Being a driver I’ve come to the conclusion that, “Look to the right, look to the left and look to the right again”, has been left right out of teaching at schools. I think it needs to be reinstituted but adapted slightly for the new millennium. Keep the traditional rhyme and add, “Then cross the road and hurry the fuck up” onto the end of it. I want a bull bar on the front of my car so I can ram the dickwads as they saunter across the road. If I’m crossing the road and see a car approaching I’ll increase my pace to get out of their way but people just stare me down with disdain, put their nose in the air and continue on at a snail’s pace. I so want to mow them down. Maybe I need to OD on chill pills or maybe as I get older my wick (yes I said wick) gets shorter but I’ll stop now.
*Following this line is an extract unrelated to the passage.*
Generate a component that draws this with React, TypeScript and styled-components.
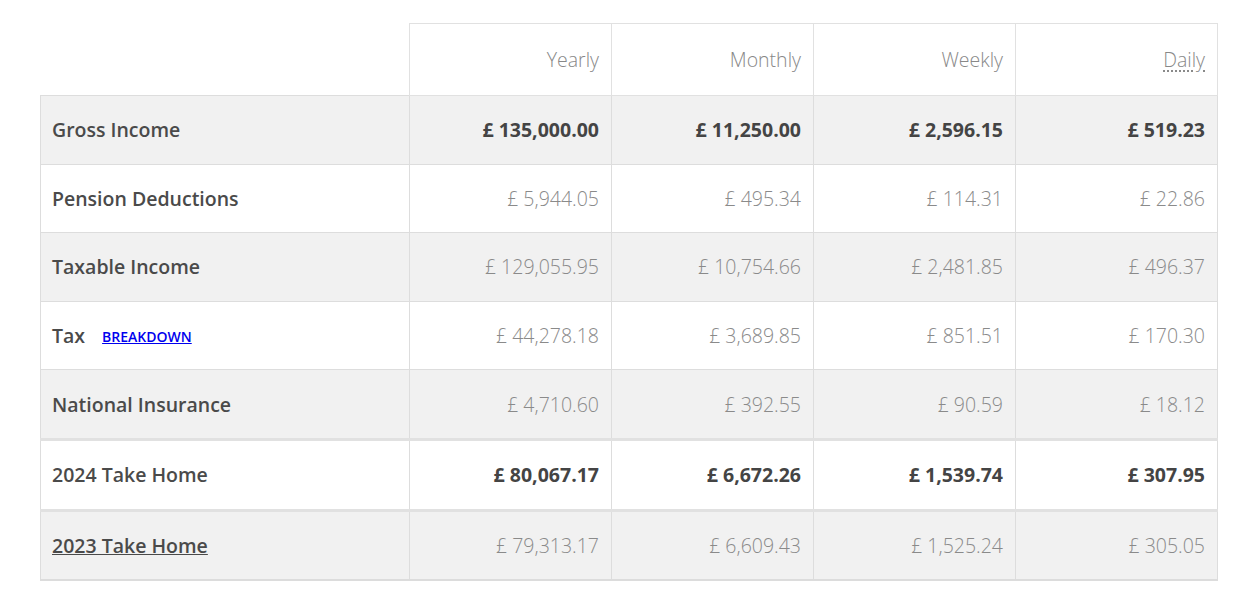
import styled, { createGlobalStyle } from "styled-components";

const GlobalStyle = createGlobalStyle`
  body {
    margin: 0;
    background: #ffffff;
    font-family: "Open Sans", "Liberation Sans", sans-serif;
  }
`;

const Page = styled.div`
  padding: 23px 19px 0 40px;
`;

const Table = styled.table`
  width: 1177px;
  border-collapse: collapse;
  table-layout: fixed;
  font-size: 19.5px;
`;

const HeadCell = styled.th<{ blank?: boolean }>`
  height: 71px;
  padding: 0 12px;
  text-align: right;
  font-weight: 300;
  color: #888;
  border: ${(props) => (props.blank ? "none" : "1px solid #e1e1e1")};
  background: #fff;
`;

const Row = styled.tr<{ shaded?: boolean; divider?: boolean }>`
  background-color: ${(props) => (props.shaded ? "#f1f1f1" : "#fff")};
  border-top: ${(props) => (props.divider ? "3px solid #e1e1e1" : "1px solid #ddd")};

  &:last-child {
    border-bottom: 2px solid #dcdcdc;
  }
`;

const Label = styled.td`
  height: 67.6px;
  padding: 0 12px 0 11px;
  font-weight: 600;
  color: #4a4a4a;
  border: 1px solid #ddd;
  border-top: inherit;
`;

const Value = styled.td<{ strong?: boolean }>`
  padding: 0 12px;
  text-align: right;
  font-weight: ${(props) => (props.strong ? 700 : 300)};
  color: ${(props) => (props.strong ? "#444" : "#8a8a8a")};
  border: 1px solid #ddd;
  border-top: inherit;
`;

const Abbr = styled.abbr`
  text-decoration: underline dotted;
  text-underline-offset: 4px;
  cursor: help;
`;

const Breakdown = styled.a`
  margin-left: 17px;
  font-size: 14px;
  font-weight: 600;
  color: #0000ee;
  text-decoration: underline;
  vertical-align: 1px;
`;

const YearLink = styled.a`
  color: #4a4a4a;
  text-decoration: underline;
`;

const rows = [
  { label: "Gross Income", values: ["£ 135,000.00", "£ 11,250.00", "£ 2,596.15", "£ 519.23"], strong: true },
  { label: "Pension Deductions", values: ["£ 5,944.05", "£ 495.34", "£ 114.31", "£ 22.86"] },
  { label: "Taxable Income", values: ["£ 129,055.95", "£ 10,754.66", "£ 2,481.85", "£ 496.37"] },
  { label: "Tax", values: ["£ 44,278.18", "£ 3,689.85", "£ 851.51", "£ 170.30"], breakdown: true },
  { label: "National Insurance", values: ["£ 4,710.60", "£ 392.55", "£ 90.59", "£ 18.12"] },
  { label: "2024 Take Home", values: ["£ 80,067.17", "£ 6,672.26", "£ 1,539.74", "£ 307.95"], strong: true, divider: true },
  { label: "2023 Take Home", values: ["£ 79,313.17", "£ 6,609.43", "£ 1,525.24", "£ 305.05"], divider: true, link: true },
];

export default function App() {
  return (
    <Page>
      <GlobalStyle />
      <Table>
        <colgroup>
          <col style={{ width: 369 }} />
          <col style={{ width: 202 }} />
          <col style={{ width: 202 }} />
          <col style={{ width: 202 }} />
          <col style={{ width: 202 }} />
        </colgroup>
        <thead>
          <tr>
            <HeadCell blank />
            <HeadCell>Yearly</HeadCell>
            <HeadCell>Monthly</HeadCell>
            <HeadCell>Weekly</HeadCell>
            <HeadCell>
              <Abbr title="Based on a 5 day working week">Daily</Abbr>
            </HeadCell>
          </tr>
        </thead>
        <tbody>
          {rows.map((row, i) => (
            <Row key={row.label} shaded={i % 2 === 0} divider={row.divider}>
              <Label>
                {row.link ? <YearLink href="#">{row.label}</YearLink> : row.label}
                {row.breakdown && <Breakdown href="#">BREAKDOWN</Breakdown>}
              </Label>
              {row.values.map((v) => (
                <Value key={v} strong={row.strong}>
                  {v}
                </Value>
              ))}
            </Row>
          ))}
        </tbody>
      </Table>
    </Page>
  );
}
On Monday, July 21, DIVA 2008 will be launched at Stonewall. From 7pm the bearded ladies will rock up to hear all the gossip, have a look at the poster and find out who the hosts will be on this ride through transvestitism. A hint we were given to the theme was that it will be ‘Grunge to Glamour’ although I think the theme would better reflect the night if it went ‘Glamour to Grunge’. Everybody arrives on the night looking a million bucks (well maybe $39.95 plus alcohol and pills). Then wigs slide, dresses pinch, lipstick smears and Goldilocks is left sitting in the gutter picking up what’s left of the glass slippers.

As we tighten our belts (some showgirls more than others) and keep an eye on our Pennys (Tration and D), our scene seems to be going through a change. I wouldn’t say drag was dead. May the Goddesses of cross-dressing protect me from the unleashed tongue of any tall streak of toffee-nosed misery, but the evening news heralds the financial distress that many sectors of our community are experiencing. So, as many showgirls scratch around in the bottom of their purse looking for spare change and nail glue, DIVA is a more intimate affair as well but as always the attendees will be a larger-than-life, OTT group of attention-seekers.

If you’ve never been to DIVAs in the past then pack a tight bong and head along to an event that rivals the Spiegeltent for quirkiness. For a taste test, pop along on Monday night to witness the before (drag queens with no make-up is so grunge) then witness the transformation to glamour on Monday, August 18, at Paddo Town hall.